If I construct the matrix $M_F^C$ for the change of basis from the Cartesian to the orthonormal basis of the curve $F(s)$ and apply this to the Surface, I will obtain the resulting vector $X(s,t)=(X_1,X_2,X_3):=M_F^C S(s,t)$. This vector should describe the surface of the tube for all $s\in[a,b]$ and satisfy ${X_1}^2+{X_2}^2={R}^2$ $(*)$ (This is the actual result I am looking for).

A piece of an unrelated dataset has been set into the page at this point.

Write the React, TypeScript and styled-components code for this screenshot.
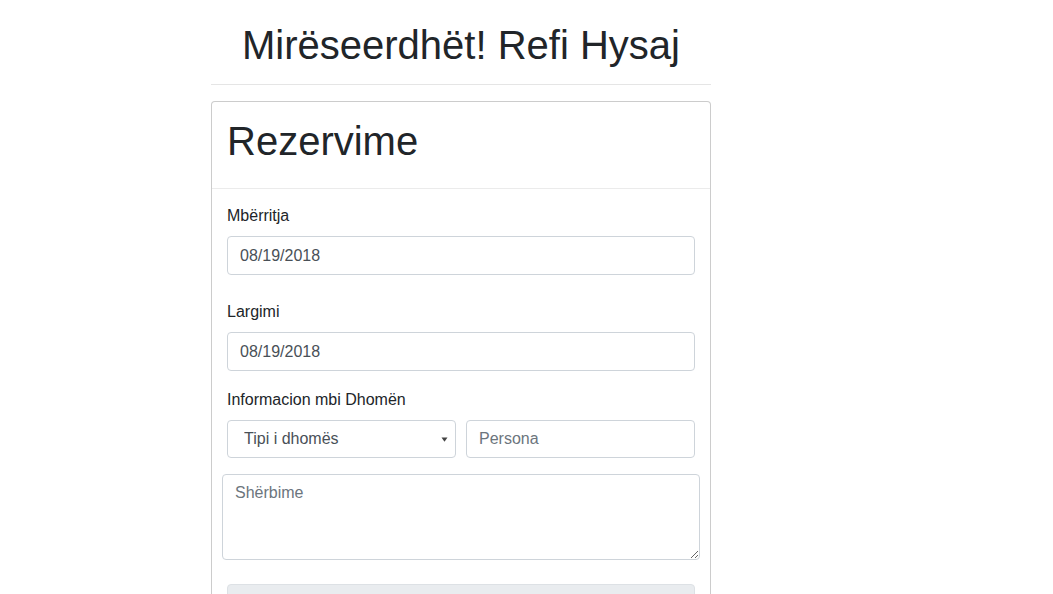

When I calculate this for an exemplary curve I fail to meet $(*)$. I assume I am wrong somewhere about the change of basis. I have never dealt with these topics before and would appreciate some help.
I'll make an example:
Let's take the well known helix with Radius $r$ and being translated along the x-axis by $a$:
$c(s)=(r \,sin(\frac{s}{k})+a, r\, cos(\frac{s}{k}), h\, \frac{s}{k})$
with $k=\sqrt{h^2+r^2}$ the curve $c(s)$ is defined by its arc length $s$. The frenet frame is given by
$T(s)= (\frac{r}{k}\, cos(\frac{s}{k}),-\frac{r}{k}\, sin(\frac{s}{k}),\frac{h}{k})$
$B(s)=(-\frac{h}{k}\, cos(\frac{s}{k}),\frac{h}{k}\, sin(\frac{s}{k}),\frac{r}{k})$
$N(s)=(-sin(\frac{s}{k}),-cos(\frac{s}{k}),0)$
Then the surface of my tube with radius $R$ will be defined as
$S(s,t)=c(s)+R\, cos(2 \pi t) \,B(s)+R\, sin(2\pi t)\,N(s)$
That's right this far, isn't is? Now, I define the change of basis $M=(T(s), B(s), N(s))$ with $T(s)$, $N(s)$, $B(s)$ as column vectors and define its inverse for the transformation. Simplified it yields
$M^{-1}= \begin{bmatrix} \frac{r}{k}\, cos(\frac{s}{k})&-\frac{r}{k}\, sin(\frac{s}{k})&\frac{h}{k}\\ -\frac{h}{k}\, cos(\frac{s}{k})&\frac{h}{k}\, sin(\frac{s}{k})&\frac{r}{k})\\ -sin(\frac{s}{k})&-cos(\frac{s}{k})&0 \end{bmatrix}$
Which turns out to be the rows of the frenet frame $T(s)$, $N(s)$, $B(s)$. The transformed curve results in
$M^{-1} S(s,t)=(\frac{h^2s+a\, r\,k \,cos(\frac{s}{k})}{k^2},\frac{h\,r\,s - a\, h\,k\, cos(\frac{s}{k})}{k^2}+R\,cos(2\pi t),-r+ R\, sin(2\pi t)-a\,sin(\frac{s}{k}))$
With $R$ being the radius of the tube, the root of the sum of the squared first and second argument should result in $R$. At least this is what I imagine should happen when I change my basis to the frenet frame of the curve. But when I do the math, it does not turn out to be right:
$\sqrt{{\left(\frac{h^2s+a\, r\,k \,cos(\frac{s}{k})}{k^2}\right)}^2+{\left(\frac{h\,r\,s - a\, h\,k\, cos(\frac{s}{k})}{k^2}+R\,cos(2\pi t)\right)}^2}\neq R$